Guaranteed to provoke shock and loss-of-words.
(, Mon 9 Feb 2009, 11:38, Reply)
when in crowds
always maintain 'stone shoulders' so that if people barge you, they bounce off

if some inconsiderate twat is in your way however, i find the best solution is to walk directly behind them, lean in and whisper right in their ear 'excuse me'
it shits them up and they shift
(, Mon 9 Feb 2009, 11:51, Reply)
mictoboy
I'm 6ft 2 and 15 stone. If I maintain stone shoulders people tend to go flying.

It's fun for 10 or 20 metres, and then gets embarassing!
(, Mon 9 Feb 2009, 11:52, Reply)
A gentle touch to
The kidney area really freaks people out.
It's an innate defensive reaction to move, as it's a vulnerable area.

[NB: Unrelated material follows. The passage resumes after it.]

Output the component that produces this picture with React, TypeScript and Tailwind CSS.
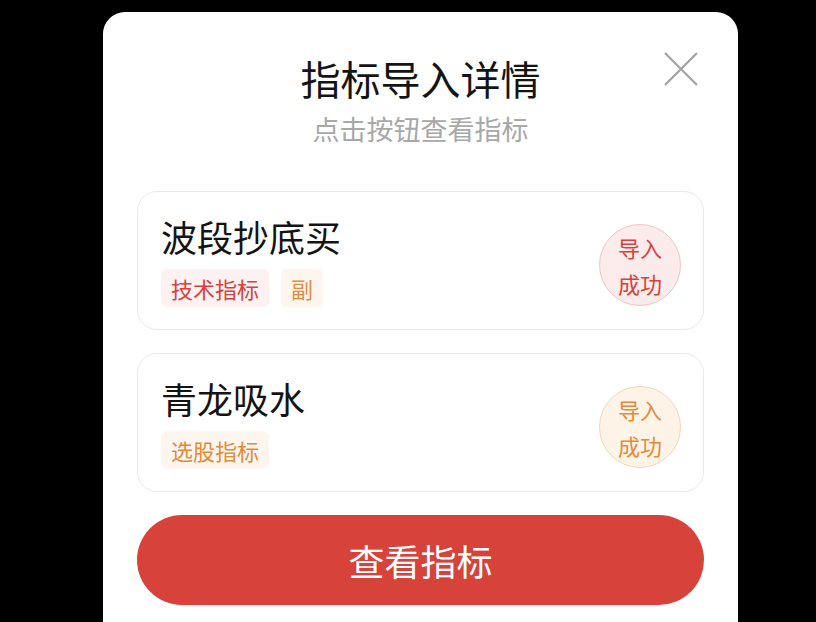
const font = { fontFamily: '"Noto Sans CJK SC", "Noto Sans", sans-serif' };

type Tag = { label: string; tone: "red" | "orange" };

function Badge({ tone }: { tone: "red" | "orange" }) {
    const cls =
        tone === "red"
            ? "bg-[#fcebeb] border-[#efc4c4] text-[#d6423b]"
            : "bg-[#fdf3e7] border-[#f2d7b7] text-[#e38a3c]";
    return (
        <div className={`mb-px flex size-[82px] shrink-0 flex-col items-center justify-center rounded-full border text-[22px] leading-[36px] ${cls}`}>
            <span>导入</span>
            <span>成功</span>
        </div>
    );
}

function IndicatorCard({ name, tags, tone }: { name: string; tags: Tag[]; tone: "red" | "orange" }) {
    return (
        <div className="flex h-[139px] items-end justify-between rounded-[20px] border border-[#e9e9e9] bg-white pl-[23px] pr-[22px] pb-[22px] pt-[24px]">
            <div className="flex h-full flex-col justify-between">
                <div className="text-[36px] leading-[40px] text-[#141414]">{name}</div>
                <div className="flex gap-3">
                    {tags.map((t) => (
                        <span
                            key={t.label}
                            className={`flex h-[38px] items-center rounded-md px-[10px] text-[22px] ${
                                t.tone === "red" ? "bg-[#fdf2f1] text-[#d6423b]" : "bg-[#fdf6ee] text-[#e38a3c]"
                            }`}
                        >
                            {t.label}
                        </span>
                    ))}
                </div>
            </div>
            <Badge tone={tone} />
        </div>
    );
}

export default function App() {
    return (
        <div className="flex h-[622px] w-[816px] overflow-hidden bg-black pl-[103px] pt-3" style={font}>
            <div className="relative flex w-[635px] flex-col rounded-t-[22px] bg-white px-[34px] pt-[43px]">
                <button className="absolute right-[40px] top-[40px] flex size-[34px] items-center justify-center text-[#a3a3a3]">
                    <svg viewBox="0 0 34 34" className="size-[34px]" fill="none" stroke="currentColor" strokeWidth="2.2">
                        <path d="M1 1 L33 33 M33 1 L1 33" />
                    </svg>
                </button>
                <h1 className="text-center text-[40px] leading-[46px] text-[#141414]">指标导入详情</h1>
                <p className="mt-[11px] text-center text-[27px] leading-[34px] text-[#a8a8a8]">点击按钮查看指标</p>

                <div className="mt-[45px] flex flex-col gap-[23px]">
                    <IndicatorCard
                        name="波段抄底买"
                        tone="red"
                        tags={[
                            { label: "技术指标", tone: "red" },
                            { label: "副", tone: "orange" },
                        ]}
                    />
                    <IndicatorCard name="青龙吸水" tone="orange" tags={[{ label: "选股指标", tone: "orange" }]} />
                </div>

                <button className="mt-[23px] flex h-[90px] w-full items-center justify-center rounded-full bg-[#d7423a] text-[36px] text-white">
                    查看指标
                </button>
            </div>
        </div>
    );
}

So, just a gentle nudge there, coupled with a polite "Excuse me please" will work nine times out of ten.
(, Mon 9 Feb 2009, 12:05, Reply)
Kaol
that's "the bouncer's touch"

I use it all the time.
(, Mon 9 Feb 2009, 12:18, Reply)
I dont go out anymore
Order stuff for delivery off the interweb.
It's the only way.
(, Mon 9 Feb 2009, 12:21, Reply)
2007, Reading Festival
My first proper festival, and it broke me.

With tens of thousands of people there, I noticed I spent a lot of time getting out of people's way, so I decided on an experiment. I just wouldn't move out of the way.

Something like 75% of people would just walk straight into me. Half of those would slag me off for not moving. The cheek!

I make a point of being as polite as possible, most of the time. It's part of the oil in the machine.
(, Mon 9 Feb 2009, 13:20, Reply)
My ex wife was like this
the last time I went shopping with her. She bulldozed her way through the crowds with a face like a chunk of limestone, and quickly outdistanced me- because I was saying "Excuse me" and picking my way through the crowd rather than shouldering everyone.

I did mention that she's no longer my wife, right?
(, Mon 9 Feb 2009, 16:40, Reply)
Right on b3ta people
I have the same problem - always stepping around people. I think people can smell politeness like dogs smell fear and take advantage accordingly.

It's quite funny every now and again to just hunker down and let them walk into me.. say when your way is totally blocked by three teenage girls walking abreast on the pavement, who apprently expect you to step into the road like a gentleman or whatever, and you just shoulder-barge through them. Heh.